Highland Park police, which responded to the call in September 2019, removed a 24-inch Samurai blade, a box containing a 12-inch dagger and 16 hand knives from Crimo’s house that day, according to an incident report. Crimo told the police that he was depressed and had a history of drug use, the incident report shows. He also told the police that he had no intention of harming himself or others, according to the report.

No charges were filed in the incident when his family declined to press charges, Covelli said.

But the incident, labeled “well-being check,” prompted Highland Park police to file a report titled “Person Determined to Pose a Clear and Present Danger” on Crimo, which states Crimo is identified as a person “who, if granted access to a firearm or firearm ammunition, pose an actual, imminent threat of substantial bodily harm to themselves or another person(s) that is articulable and significant or who will likely act in a manner dangerous to public interest.”

According to the record, the “Clear and Present Danger form” was faxed to the Illinois State Police.

The revelations from the newly released records raise further questions about whether the incident should have prevented the alleged shooter from obtaining firearms.

Crimo had already had a police encounter earlier that year in late April, when an unnamed caller reported an alleged suicide attempt with a machete by Crimo a week before, another Highland Park police incident report shows.

The police noted in the incident report that the alleged suicide attempt had already been “handled by mental health professionals” the previous week and that no threats of harm were made by Crimo against himself or others that day.

In an interview with ABC News, the suspect’s father, Robert Crimo Jr., alleges he was not aware of his son’s alleged suicide attempt, but the incident report indicates that both parents were at the location when police were called a week after the alleged attempt.

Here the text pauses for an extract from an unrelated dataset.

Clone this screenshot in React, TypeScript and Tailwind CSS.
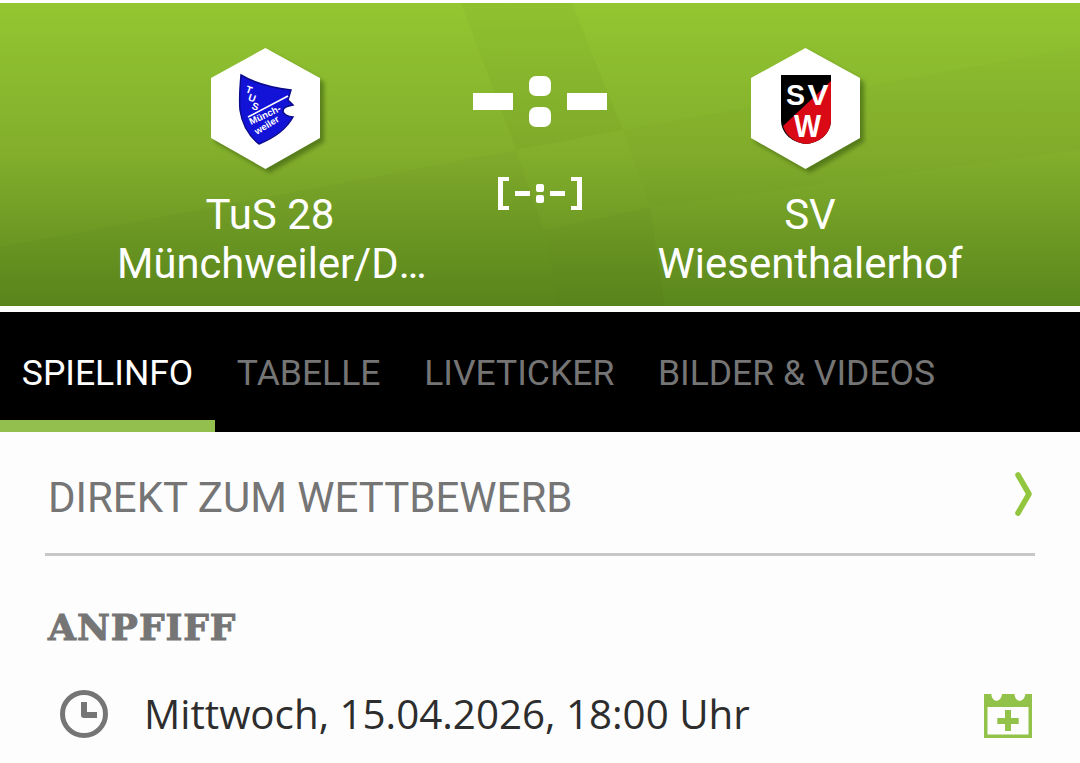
import { ReactNode } from "react";

const tabs = ["SPIELINFO", "TABELLE", "LIVETICKER", "BILDER & VIDEOS"];

function HexBadge({ children }: { children: ReactNode }) {
  return (
    <svg width="124" height="128" viewBox="0 0 124 128" className="block">
      <polygon points="61.5,4 116,34 116,94 61.5,125 7,94 7,34" fill="#3a5c10" opacity="0.6" style={{ filter: "blur(2px)" }} />
      <polygon points="57.5,0 112,30 112,90 57.5,121 3,90 3,30" fill="#ffffff" />
      {children}
    </svg>
  );
}

function TusLogo() {
  const font = "Liberation Sans, sans-serif";
  return (
    <HexBadge>
      <path d="M33 27 C48 36 66 40 83 42 L80 52 L85 57 C79 58 75 60 75 63 C75 66 80 69 85 69 C79 80 66 90 51 96 C41 88 34 76 32 62 C31 50 32 38 33 27 Z" fill="#1313d8" stroke="#0b0b8c" strokeWidth="1.5" />
      <path d="M40 69 L80 48" stroke="#fff" strokeWidth="1.6" />
      <text x="37" y="44" fontSize="10" fontWeight="700" fill="#fff" fontFamily={font} transform="rotate(20 37 44)">T</text>
      <text x="39.5" y="52" fontSize="10" fontWeight="700" fill="#fff" fontFamily={font} transform="rotate(20 39.5 52)">U</text>
      <text x="43" y="60.5" fontSize="10" fontWeight="700" fill="#fff" fontFamily={font} transform="rotate(20 43 60.5)">S</text>
      <text x="43" y="77" fontSize="9.5" fontWeight="700" fill="#fff" fontFamily={font} transform="rotate(-25 43 77)">Münch-</text>
      <text x="49" y="87" fontSize="9.5" fontWeight="700" fill="#fff" fontFamily={font} transform="rotate(-32 49 87)">weiler</text>
    </HexBadge>
  );
}

function SvwLogo() {
  const font = "Liberation Sans, sans-serif";
  return (
    <HexBadge>
      <path d="M33 27 H83 V72 C83 86 71 95 58 96 C45 95 33 86 33 72 Z" fill="#000" />
      <path d="M83 33 V72 C83 86 71 95 58 96 C47 95 38 88 35 78 Z" fill="#d90a16" />
      <text x="38" y="56.5" fontSize="29" fontWeight="700" fill="#fff" fontFamily={font} textLength="19" lengthAdjust="spacingAndGlyphs">S</text>
      <text x="59.5" y="56.5" fontSize="29" fontWeight="700" fill="#fff" fontFamily={font} textLength="21" lengthAdjust="spacingAndGlyphs">V</text>
      <text x="46" y="89" fontSize="32" fontWeight="700" fill="#fff" fontFamily={font} textLength="27" lengthAdjust="spacingAndGlyphs">W</text>
    </HexBadge>
  );
}

function CalendarPlus() {
  return (
    <svg className="mt-[4px]" width="48" height="44" viewBox="0 0 48 44">
      <path d="M0 0 H7.3 C8 9 17 9 18 0 H30.5 C31 9 40.5 9 41.3 0 H48 V44 H0 Z M3.5 13 V40.5 H44.5 V13 Z" fill="#92c24a" fillRule="evenodd" />
      <path d="M21 16 H27 V24 H34.7 V30 H27 V37 H21 V30 H13.3 V24 H21 Z" fill="#92c24a" />
    </svg>
  );
}

export default function App() {
  return (
    <div className="h-[763px] w-[1080px] overflow-hidden bg-[#fdfdfd] font-['Roboto',sans-serif]">
      <div className="bg-white pt-[3px]">
        {/* Match header */}
        <header className="relative h-[303px] overflow-hidden bg-gradient-to-b from-[#93c631] via-[#82ae2c] to-[#5a871c]">
          <svg className="absolute inset-0" width="1080" height="303" viewBox="0 0 1080 303">
            <polygon points="461,0 572,0 623,127 516,147" fill="#000" opacity="0.022" />
            <polygon points="0,244 516,147 544,227 558,303 0,303" fill="#000" opacity="0.02" />
            <polygon points="544,227 650,204 665,303 558,303" fill="#000" opacity="0.025" />
            <polygon points="623,127 1080,44 1080,147 650,204" fill="#000" opacity="0.012" />
          </svg>
          <div className="relative grid grid-cols-[324px_216px_324px] justify-center text-white">
            <div className="flex min-w-0 flex-col items-center pt-[45px]">
              <TusLogo />
              <div className="mt-[14px] w-full text-center text-[42px] leading-[49px]">
                <div>TuS 28</div>
                <div className="truncate pl-[9px] text-[41.7px]">Münchweiler/Dudenhofen</div>
              </div>
            </div>
            <div className="flex flex-col items-center pt-[73px]">
              <div className="flex items-center gap-[16px]">
                <div className="h-[17px] w-[40px] bg-white" />
                <div className="flex flex-col gap-[11px]">
                  <div className="h-[20px] w-[22px] rounded-[7px] bg-white" />
                  <div className="h-[20px] w-[22px] rounded-[7px] bg-white" />
                </div>
                <div className="h-[17px] w-[40px] bg-white" />
              </div>
              <div className="mt-[50px] flex h-[33px] items-center gap-[6px]">
                <div className="h-[33px] w-[11px] border-y-[4px] border-l-[5px] border-white" />
                <div className="h-[5px] w-[15px] bg-white" />
                <div className="flex flex-col gap-[3px]">
                  <div className="h-[8px] w-[8px] rounded-[2px] bg-white" />
                  <div className="h-[8px] w-[8px] rounded-[2px] bg-white" />
                </div>
                <div className="h-[5px] w-[15px] bg-white" />
                <div className="h-[33px] w-[11px] border-y-[4px] border-r-[5px] border-white" />
              </div>
            </div>
            <div className="flex min-w-0 flex-col items-center pt-[45px]">
              <SvwLogo />
              <div className="mt-[14px] w-full text-center text-[42px] leading-[49px]">
                <div>SV</div>
                <div className="truncate">Wiesenthalerhof</div>
              </div>
            </div>
          </div>
        </header>
      </div>

      {/* Tabs */}
      <nav className="mt-[6px] flex h-[120px] bg-black text-[35.5px] text-[#757575]">
        {tabs.map((tab, i) => (
          <div
            key={tab}
            className={`flex items-center border-b-[12px] px-[21.8px] pt-[16px] whitespace-nowrap ${
              i === 0 ? "border-[#92bf4e] text-white" : "border-transparent"
            }`}
          >
            {tab}
          </div>
        ))}
      </nav>

      {/* Competition link */}
      <div className="mx-[45px] flex h-[124px] items-center justify-between border-b-[3px] border-[#c8c8c8] pr-[2px] pl-[3px] text-[42px] text-[#757575]">
        <span className="pt-[10px]">DIREKT ZUM WETTBEWERB</span>
        <svg className="mt-[3px]" width="18" height="44" viewBox="0 0 18 44" fill="none" stroke="#92c63f" strokeWidth="5.5" strokeLinecap="round" strokeLinejoin="round">
          <path d="M3 3 L14 22 L3 41" />
        </svg>
      </div>

      {/* Kick-off */}
      <section className="px-[48px] pt-[46px]">
        <h2 className="font-['DejaVu_Serif',serif] text-[36px] leading-[50px] font-bold tracking-[1px] text-[#757575] [-webkit-text-stroke:1px_#757575]">ANPFIFF</h2>
        <div className="mt-[38px] flex items-center justify-between pl-[12px]">
          <div className="flex items-center gap-[36px]">
            <svg width="48" height="48" viewBox="0 0 48 48" fill="none" stroke="#757575" strokeWidth="5">
              <circle cx="24" cy="24" r="21.5" />
              <path d="M24 12 V25 H37" strokeWidth="6" strokeLinejoin="round" />
            </svg>
            <span className="font-['Open_Sans',sans-serif] text-[40.3px] leading-[48px] text-[#2d2d2d]">Mittwoch, 15.04.2026, 18:00 Uhr</span>
          </div>
          <CalendarPlus />
        </div>
      </section>
    </div>
  );
}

A source close to the matter told ABC News the report is incorrect and Crimo Jr. was not present for the police call.

“I’m not aware — I’m not aware of that one,” Crimo Jr. said. “You know, we live — we live in separate households.”

Despite the two alarming prior encounters, in December 2019, Crimo III passed four background checks to purchase weapons, the Illinois State Police said.

Because he was under the age of 21, his father sponsored his application, and at the time it was reviewed, “there was insufficient basis to establish a clear and present danger and deny the FOID application,” the state police said.

The state police said that before they approved Crimo III’s FOID application, they reviewed his criminal history and only found a January 2016 ordinance violation for being a minor in possession of tobacco.

Several other police reports between 2009 and 2014 revealed numerous incidents of domestic violence among Crimo III’s father, Crimo III’s mother and her boyfriend, who is not named.

Among the police reports was a 911 call from Crimo III’s mother Denise Pesina-Crimo’s boyfriend who alleged she tried to kill herself, which Pesina-Crimo disputed. In another incident, Pesina-Crimo was accused of biting the caller in 2012. In another incident, Pesina-Crimo allegedly struck Crimo III’s father with a screwdriver.

Several of these incident reports indicate that the suspect’s mother was allegedly intoxicated.

Another police record released on Thursday is a 2002 arrest card for Crimo III’s mother for endangering the life of a child, now identified as Crimo III.

Crimo III is accused of opening fire at an Independence Day parade, killing seven people and injuring dozens of others. The suspect plotted another attack in Madison, Wisconsin, authorities said Wednesday, but did not follow through.

He was charged with seven counts of first-degree murder on Tuesday. Prosecutors said that Crimo III confessed to Monday morning’s parade massacre. He did not enter a plea during a bond hearing on Wednesday.